Will repeated listening to the Flaming Lips‘ dark, depressing and intense new album drive you insane? MAGNET’s Matthew Fritch aims to find out. Welcome to the Terrordome.
You can only navelgaze about an album for so long. Turns out I actually know someone who went to the source of The Terror, so I decided to ask him about it. Jonathan Valania interviewed Wayne Coyne at his Oklahoma City compound for MAGNET #98’s cover story; he also did a MAGNET cover story on the Lips circa The Soft Bulletin.
A short preface to this Q&A: I have a little theory that The Terror is heavily influenced by drummer Steven Drozd’s drug-addiction relapse, and that it is akin to the influence that Jay Bennett had on the recording of Wilco’s Yankee Hotel Foxtrot. Maybe there was a little bit of chemical dependence going on, maybe it drove some of the darker, more experimental tendencies. Seeing as how Valania also spent time with Wilco circa Yankee Hotel Foxtrot, I decided to float this theory by him as well.
The cover story you wrote—when it came time to discuss The Terror, you told Wayne Coyne, “I like it, but I’m not sure anyone else will.” Sounds like faint praise. What do you really think of the album?
Valania: I like it for what it is. A return to the bad-trip psychedelia of yore, but much more skilled and accomplished. It asks a lot of the listener: a) That you listen to it beginning to end because it doesn’t really work in small doses, and b) that the listener wallow in the album’s unrelenting bleakness. Both of which are a big ask in these times of fractured attention spans and unrelenting bleakness that most people turn to music to forget about.
Things got pretty emotional with Wayne toward the end of the piece, when he’s talking about the psychic. Outside of what you already wrote, what were your impressions of Wayne’s state of mind during the time you spent with him? Do you think The Terror is manufactured gloom, or do you think it’s real?

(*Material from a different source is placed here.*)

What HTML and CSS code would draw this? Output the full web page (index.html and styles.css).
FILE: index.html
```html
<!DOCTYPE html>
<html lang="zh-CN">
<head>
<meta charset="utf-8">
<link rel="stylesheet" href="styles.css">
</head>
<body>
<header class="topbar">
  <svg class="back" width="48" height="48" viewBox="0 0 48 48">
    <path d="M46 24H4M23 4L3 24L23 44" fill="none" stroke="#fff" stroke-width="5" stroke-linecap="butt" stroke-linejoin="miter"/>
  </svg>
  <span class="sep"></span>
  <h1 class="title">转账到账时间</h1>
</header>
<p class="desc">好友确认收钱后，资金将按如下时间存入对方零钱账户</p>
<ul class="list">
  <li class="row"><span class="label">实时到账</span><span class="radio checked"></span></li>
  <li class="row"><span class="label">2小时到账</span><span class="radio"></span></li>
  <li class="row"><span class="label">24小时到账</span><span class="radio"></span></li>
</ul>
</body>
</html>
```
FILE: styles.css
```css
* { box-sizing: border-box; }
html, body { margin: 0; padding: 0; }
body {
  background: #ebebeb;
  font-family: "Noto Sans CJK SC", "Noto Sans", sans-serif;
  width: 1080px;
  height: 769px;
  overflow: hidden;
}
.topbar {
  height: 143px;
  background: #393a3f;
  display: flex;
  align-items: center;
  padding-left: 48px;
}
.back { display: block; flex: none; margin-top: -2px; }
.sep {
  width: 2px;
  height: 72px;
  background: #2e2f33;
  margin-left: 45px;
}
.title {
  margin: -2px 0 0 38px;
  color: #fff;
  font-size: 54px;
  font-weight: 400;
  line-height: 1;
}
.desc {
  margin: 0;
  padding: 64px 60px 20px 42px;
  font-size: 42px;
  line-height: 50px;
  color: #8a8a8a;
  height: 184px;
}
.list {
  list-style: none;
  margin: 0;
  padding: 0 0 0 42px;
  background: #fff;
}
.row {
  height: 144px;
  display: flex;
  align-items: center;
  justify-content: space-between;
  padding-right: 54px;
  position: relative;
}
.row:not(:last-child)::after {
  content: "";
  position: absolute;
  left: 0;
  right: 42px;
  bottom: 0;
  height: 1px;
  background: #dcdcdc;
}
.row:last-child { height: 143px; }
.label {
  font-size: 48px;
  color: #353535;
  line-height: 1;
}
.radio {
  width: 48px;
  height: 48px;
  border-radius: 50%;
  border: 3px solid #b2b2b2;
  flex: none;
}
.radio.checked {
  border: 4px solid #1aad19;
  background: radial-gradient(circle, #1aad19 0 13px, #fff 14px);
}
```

He was charming and witty and friendly and funny as per usual, but there is obviously some deep well of sadness that broke to the surface when he was relating the psychic experience. I got the sense that he is pretty raw emotionally these days. And no, I don’t think the album’s gloom is manufactured; I think it comes from an honest place.
I’m too lazy to read the whole article again, but did you discuss Steven Drozd’s relapse and what effect that might have had on the album’s mood? I have a theory that is basically Drozd: The Terror::Jay Bennett: Yankee Hotel Foxtrot. There’s just the same kind of change of dynamic that happened with Wilco, where two guys converge on an experiment in the midst of grief or addiction or whatever.

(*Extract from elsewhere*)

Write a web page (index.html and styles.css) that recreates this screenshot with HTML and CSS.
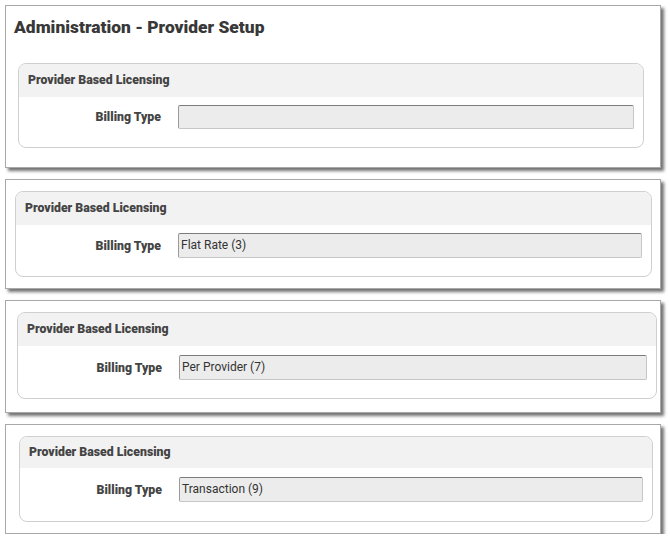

Not so sure about that. Best I can tell, Drozd has been pretty much writing/performing all the music on Lips albums, except bass, since Ronald left after Clouds Taste Metallic. I think Bennett played a hugely important role in the greatness of Summerteeth and Yankee Hotel Foxtrot, but by the end nobody in the band, especially Tweedy, could stomach his presence. I don’t think those interpersonal issues apply with the Flaming Lips. As for Drozd’s relapse impacting the album, I learned the hard way that you can’t expect an addict to tell a relative stranger the truth about their addiction. When I did the first Lips cover story around the time of The Soft Bulletin, Drozd assured me he had kicked heroin. After the fact, I came to learn that wasn’t true. So I didn’t even want to go there this time and instead focused on Wayne.
You did a Lips cover story circa The Soft Bulletin as well. What’s the biggest difference you could sense in the band between then and now?

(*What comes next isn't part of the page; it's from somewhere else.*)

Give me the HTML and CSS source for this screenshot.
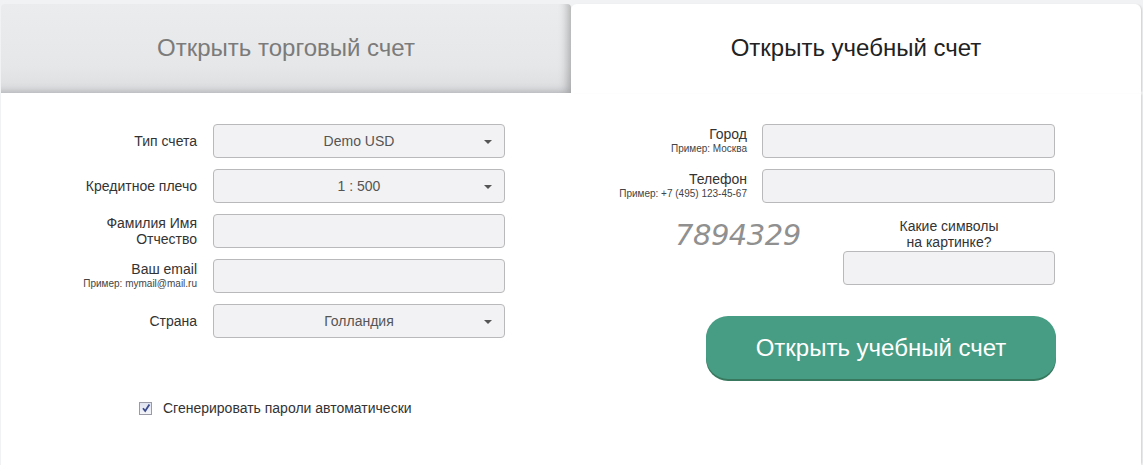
FILE: index.html
```html
<!DOCTYPE html>
<html lang="ru">
<head>
<meta charset="utf-8">
<link rel="stylesheet" href="styles.css">
</head>
<body>
<div class="wrap">
  <div class="tabs">
    <div class="tab tab-off">Открыть торговый счет</div>
    <div class="tab tab-on">Открыть учебный счет</div>
  </div>
  <div class="panel">
    <div class="col col-left">
      <div class="grid grid-left">
        <div class="lbl">Тип счета</div>
        <div class="field select"><span>Demo USD</span><i class="caret"></i></div>
        <div class="lbl">Кредитное плечо</div>
        <div class="field select"><span>1 : 500</span><i class="caret"></i></div>
        <div class="lbl">Фамилия Имя<br>Отчество</div>
        <div class="field"></div>
        <div class="lbl">Ваш email<small>Пример: mymail@mail.ru</small></div>
        <div class="field"></div>
        <div class="lbl">Страна</div>
        <div class="field select"><span>Голландия</span><i class="caret"></i></div>
      </div>
      <label class="check">
        <span class="box"><svg width="10" height="10" viewBox="0 0 10 10"><path d="M2 5.2 L4.2 8 L8.4 1.6" fill="none" stroke="#3b4a8a" stroke-width="1.8"/></svg></span>
        Сгенерировать пароли автоматически
      </label>
    </div>
    <div class="col col-right">
      <div class="grid grid-right">
        <div class="lbl">Город<small>Пример: Москва</small></div>
        <div class="field"></div>
        <div class="lbl">Телефон<small>Пример: +7 (495) 123-45-67</small></div>
        <div class="field"></div>
      </div>
      <div class="captcha">
        <div class="captcha-img">7894329</div>
        <div class="captcha-ask">
          <div class="ask">Какие символы<br>на картинке?</div>
          <div class="field"></div>
        </div>
      </div>
      <button class="submit">Открыть учебный счет</button>
    </div>
  </div>
</div>
</body>
</html>
```
FILE: styles.css
```css
* { box-sizing: border-box; }
html, body { margin: 0; padding: 0; }
body {
  background: #f1f2f3;
  font-family: "Liberation Sans", Arial, sans-serif;
  color: #333;
  width: 1143px;
  height: 465px;
  overflow: hidden;
}
.wrap {
  padding-top: 4px;
  margin-left: 1px;
  width: 1140px;
}
.tabs {
  display: flex;
  height: 89px;
}
.tab {
  display: flex;
  align-items: center;
  justify-content: center;
  font-size: 24px;
  padding-bottom: 1px;
}
.tab-off {
  width: 570px;
  background: linear-gradient(#ebeced, #e6e7e8 70%, #dcdde0);
  color: #7b7b7b;
  border-radius: 4px 4px 0 0;
  box-shadow: inset -9px -6px 10px -6px rgba(0,0,0,0.28);
}
.tab-on {
  flex: 1;
  background: #fff;
  color: #222;
  border-radius: 6px 6px 0 0;
  box-shadow: 2px 0 2px -1px #cfcfcf;
}
.panel {
  background: #fff;
  height: 372px;
  display: flex;
  box-shadow: 2px 0 2px -1px #cfcfcf;
}
.col-left { width: 570px; padding-top: 31px; }
.col-right { flex: 1; padding-top: 31px; }
.grid {
  display: grid;
  row-gap: 11px;
  align-items: center;
}
.grid-left { grid-template-columns: 196px 292px; column-gap: 16px; }
.grid-right { grid-template-columns: 176px 293px; column-gap: 15px; }
.lbl {
  text-align: right;
  font-size: 14px;
  line-height: 16px;
  color: #333;
}
.lbl small {
  display: block;
  font-size: 10px;
  line-height: 14px;
  color: #444;
}
.field {
  height: 34px;
  background: #f2f2f4;
  border: 1px solid #b9b9bb;
  border-radius: 4px;
}
.select {
  display: flex;
  align-items: center;
  justify-content: center;
  position: relative;
  font-size: 14px;
  color: #555;
}
.caret {
  position: absolute;
  right: 12px;
  top: 15px;
  border-left: 4px solid transparent;
  border-right: 4px solid transparent;
  border-top: 4px solid #555;
}
.check {
  display: flex;
  align-items: center;
  margin: 62px 0 0 138px;
  font-size: 14px;
  color: #333;
  gap: 11px;
}
.box {
  width: 13px;
  height: 13px;
  border: 1px solid #9a9aa6;
  background: linear-gradient(#dfe3ef, #f4f5fa);
  display: flex;
  align-items: center;
  justify-content: center;
}
.captcha {
  display: flex;
  margin-top: 15px;
}
.captcha-img {
  width: 128px;
  height: 34px;
  margin-left: 104px;
  font-family: "DejaVu Sans", sans-serif;
  font-style: italic;
  font-weight: 300;
  font-size: 29px;
  line-height: 34px;
  color: #909090;
  letter-spacing: -0.5px;
  white-space: nowrap;
}
.captcha-ask {
  width: 212px;
  margin-left: 40px;
}
.ask {
  text-align: center;
  font-size: 14px;
  line-height: 16px;
  color: #333;
  margin-bottom: 1px;
}
.submit {
  display: block;
  margin: 31px 0 0 135px;
  width: 350px;
  height: 63px;
  background: #479d83;
  border: none;
  border-radius: 22px;
  box-shadow: 0 2px 0 #37785f;
  color: #fff;
  font-family: "Liberation Sans", Arial, sans-serif;
  font-size: 24px;
  padding: 0;
}
```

This time around, I didn’t have any interaction with anybody in the band outside of Wayne, so I couldn’t really say. However, it is clear that Wayne enjoys being Wayne, which is good because nobody does it better. He was built for rock stardom and had it not arrived after years and years of hard work, he’d still be manning the fryer at Long John Silver’s (which has long since been converted to a Pho, by the way).